Supplied data.
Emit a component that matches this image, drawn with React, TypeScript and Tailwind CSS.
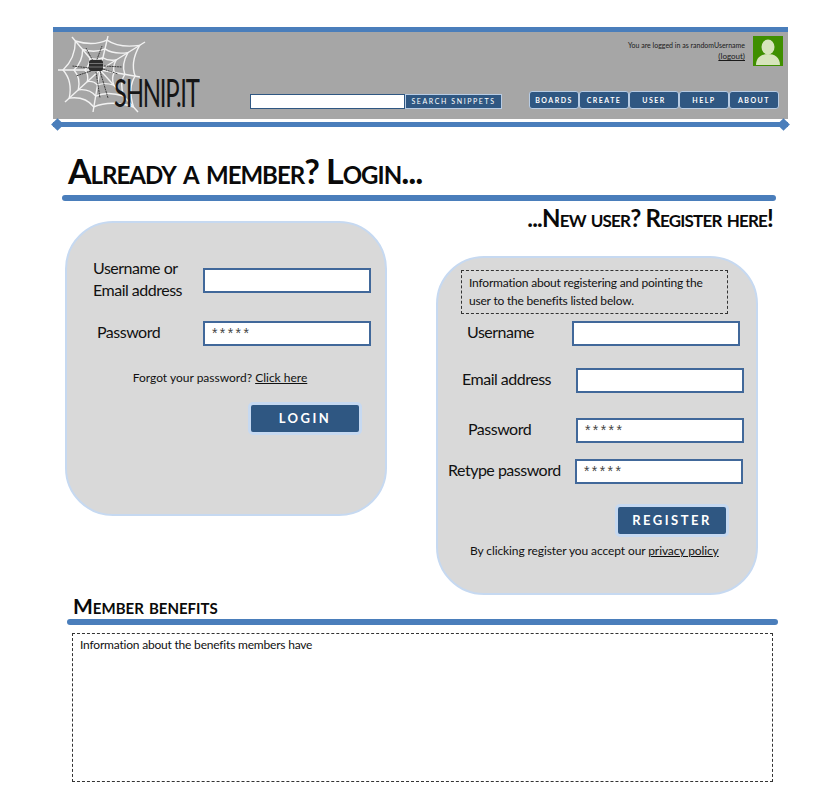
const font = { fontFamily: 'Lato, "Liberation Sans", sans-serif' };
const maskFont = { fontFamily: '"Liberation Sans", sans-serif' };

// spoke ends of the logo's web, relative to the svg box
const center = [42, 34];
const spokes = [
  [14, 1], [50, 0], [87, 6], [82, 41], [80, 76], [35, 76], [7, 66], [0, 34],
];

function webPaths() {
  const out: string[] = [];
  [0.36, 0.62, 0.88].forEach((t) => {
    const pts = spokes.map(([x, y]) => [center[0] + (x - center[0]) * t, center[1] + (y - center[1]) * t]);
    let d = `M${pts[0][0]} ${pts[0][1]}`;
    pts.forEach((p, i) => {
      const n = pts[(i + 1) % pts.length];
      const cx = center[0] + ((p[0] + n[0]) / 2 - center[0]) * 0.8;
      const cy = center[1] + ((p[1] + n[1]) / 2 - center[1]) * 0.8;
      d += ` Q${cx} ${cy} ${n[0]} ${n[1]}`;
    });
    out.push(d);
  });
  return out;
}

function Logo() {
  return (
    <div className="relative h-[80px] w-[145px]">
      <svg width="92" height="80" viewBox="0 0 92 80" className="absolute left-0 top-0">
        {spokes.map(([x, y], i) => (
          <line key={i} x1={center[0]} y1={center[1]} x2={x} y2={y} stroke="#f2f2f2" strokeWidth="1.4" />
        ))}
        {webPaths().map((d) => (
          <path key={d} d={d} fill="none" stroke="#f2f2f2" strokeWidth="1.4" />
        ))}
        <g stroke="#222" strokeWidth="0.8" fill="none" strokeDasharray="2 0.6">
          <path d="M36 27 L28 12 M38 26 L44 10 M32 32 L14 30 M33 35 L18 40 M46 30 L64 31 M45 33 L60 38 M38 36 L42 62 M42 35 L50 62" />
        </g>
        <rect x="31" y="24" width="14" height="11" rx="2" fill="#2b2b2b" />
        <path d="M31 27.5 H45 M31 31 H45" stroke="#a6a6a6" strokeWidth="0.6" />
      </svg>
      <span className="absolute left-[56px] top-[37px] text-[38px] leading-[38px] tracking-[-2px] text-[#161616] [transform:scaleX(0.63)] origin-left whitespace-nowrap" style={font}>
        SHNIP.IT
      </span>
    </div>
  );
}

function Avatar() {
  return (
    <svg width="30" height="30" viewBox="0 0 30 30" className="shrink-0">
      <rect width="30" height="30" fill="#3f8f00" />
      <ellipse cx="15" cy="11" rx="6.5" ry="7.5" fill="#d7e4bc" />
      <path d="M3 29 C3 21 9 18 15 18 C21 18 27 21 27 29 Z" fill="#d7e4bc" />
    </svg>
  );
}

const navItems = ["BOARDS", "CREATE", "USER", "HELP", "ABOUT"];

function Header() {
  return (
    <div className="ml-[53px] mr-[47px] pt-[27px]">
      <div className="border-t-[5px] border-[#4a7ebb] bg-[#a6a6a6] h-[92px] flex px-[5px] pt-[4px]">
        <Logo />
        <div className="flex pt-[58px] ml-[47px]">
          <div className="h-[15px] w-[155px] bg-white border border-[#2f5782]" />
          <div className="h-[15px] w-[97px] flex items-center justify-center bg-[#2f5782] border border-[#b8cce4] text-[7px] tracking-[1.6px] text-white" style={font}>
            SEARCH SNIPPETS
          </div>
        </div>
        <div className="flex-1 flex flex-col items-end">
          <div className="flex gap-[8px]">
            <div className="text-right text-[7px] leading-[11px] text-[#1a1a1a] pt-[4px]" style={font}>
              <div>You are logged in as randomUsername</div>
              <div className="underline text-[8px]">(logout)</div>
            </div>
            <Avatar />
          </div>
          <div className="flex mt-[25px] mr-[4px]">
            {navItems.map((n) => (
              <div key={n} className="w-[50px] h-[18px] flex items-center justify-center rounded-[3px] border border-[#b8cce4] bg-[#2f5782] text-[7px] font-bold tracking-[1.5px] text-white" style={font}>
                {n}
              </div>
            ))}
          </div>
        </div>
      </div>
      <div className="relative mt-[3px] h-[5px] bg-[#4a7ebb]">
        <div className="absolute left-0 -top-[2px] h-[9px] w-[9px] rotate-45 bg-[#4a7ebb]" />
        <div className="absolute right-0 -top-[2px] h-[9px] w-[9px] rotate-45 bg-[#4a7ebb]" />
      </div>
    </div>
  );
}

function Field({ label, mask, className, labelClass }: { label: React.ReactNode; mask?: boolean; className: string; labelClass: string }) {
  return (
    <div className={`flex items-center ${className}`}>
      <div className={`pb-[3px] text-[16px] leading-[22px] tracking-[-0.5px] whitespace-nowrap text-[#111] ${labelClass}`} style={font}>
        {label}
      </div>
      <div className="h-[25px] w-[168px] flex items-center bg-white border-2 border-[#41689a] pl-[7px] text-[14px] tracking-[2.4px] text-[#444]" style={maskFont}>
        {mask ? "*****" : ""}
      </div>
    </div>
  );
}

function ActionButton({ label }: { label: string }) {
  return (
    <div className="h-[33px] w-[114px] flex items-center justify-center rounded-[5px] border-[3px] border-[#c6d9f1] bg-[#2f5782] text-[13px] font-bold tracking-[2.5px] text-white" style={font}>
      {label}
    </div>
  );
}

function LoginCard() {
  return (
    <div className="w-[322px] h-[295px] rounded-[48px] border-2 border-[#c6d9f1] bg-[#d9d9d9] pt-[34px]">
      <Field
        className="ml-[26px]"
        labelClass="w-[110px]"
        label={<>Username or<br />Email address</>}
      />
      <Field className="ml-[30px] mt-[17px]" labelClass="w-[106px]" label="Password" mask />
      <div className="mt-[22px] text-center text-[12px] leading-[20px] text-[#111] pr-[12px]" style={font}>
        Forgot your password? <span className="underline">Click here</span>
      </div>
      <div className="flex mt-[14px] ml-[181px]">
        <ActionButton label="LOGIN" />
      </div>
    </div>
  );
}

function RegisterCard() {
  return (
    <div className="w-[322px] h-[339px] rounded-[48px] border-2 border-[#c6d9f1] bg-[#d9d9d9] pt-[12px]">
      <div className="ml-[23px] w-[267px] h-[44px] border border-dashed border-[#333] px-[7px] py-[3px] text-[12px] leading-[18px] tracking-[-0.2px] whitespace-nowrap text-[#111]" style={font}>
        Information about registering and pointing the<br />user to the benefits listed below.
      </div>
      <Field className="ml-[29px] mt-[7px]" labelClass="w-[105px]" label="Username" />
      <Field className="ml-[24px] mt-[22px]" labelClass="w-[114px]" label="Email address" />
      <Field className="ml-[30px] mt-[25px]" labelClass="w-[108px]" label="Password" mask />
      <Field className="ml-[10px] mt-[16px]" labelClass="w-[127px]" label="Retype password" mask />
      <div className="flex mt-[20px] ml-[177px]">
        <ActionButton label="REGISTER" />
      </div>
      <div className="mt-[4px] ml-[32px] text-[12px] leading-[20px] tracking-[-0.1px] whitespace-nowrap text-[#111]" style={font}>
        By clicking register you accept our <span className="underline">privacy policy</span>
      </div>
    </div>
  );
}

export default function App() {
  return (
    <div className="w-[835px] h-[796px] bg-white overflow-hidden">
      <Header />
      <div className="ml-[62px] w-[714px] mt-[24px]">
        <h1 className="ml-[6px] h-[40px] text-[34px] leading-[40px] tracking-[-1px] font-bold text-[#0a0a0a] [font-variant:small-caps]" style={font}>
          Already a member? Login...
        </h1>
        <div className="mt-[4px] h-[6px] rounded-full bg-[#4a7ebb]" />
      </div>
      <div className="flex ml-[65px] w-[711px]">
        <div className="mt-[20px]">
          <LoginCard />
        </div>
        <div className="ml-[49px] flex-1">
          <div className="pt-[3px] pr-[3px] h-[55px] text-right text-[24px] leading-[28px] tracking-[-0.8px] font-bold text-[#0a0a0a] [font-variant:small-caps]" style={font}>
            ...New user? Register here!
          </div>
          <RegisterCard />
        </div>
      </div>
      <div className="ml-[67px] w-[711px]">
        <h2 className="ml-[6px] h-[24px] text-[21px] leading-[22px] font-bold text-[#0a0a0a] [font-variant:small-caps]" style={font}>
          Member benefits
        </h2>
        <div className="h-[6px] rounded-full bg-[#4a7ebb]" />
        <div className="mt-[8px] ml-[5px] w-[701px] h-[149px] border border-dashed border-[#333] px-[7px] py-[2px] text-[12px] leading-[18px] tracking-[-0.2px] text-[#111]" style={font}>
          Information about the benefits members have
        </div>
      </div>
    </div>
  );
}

Task to carry out. Pull out all lines of the data with the string "React".

Expected answer.
Emit a component that matches this image, drawn with React, TypeScript and Tailwind CSS.
function Field({ label, mask, className, labelClass }: { label: React.ReactNode; mask?: boolean; className: string; labelClass: string }) {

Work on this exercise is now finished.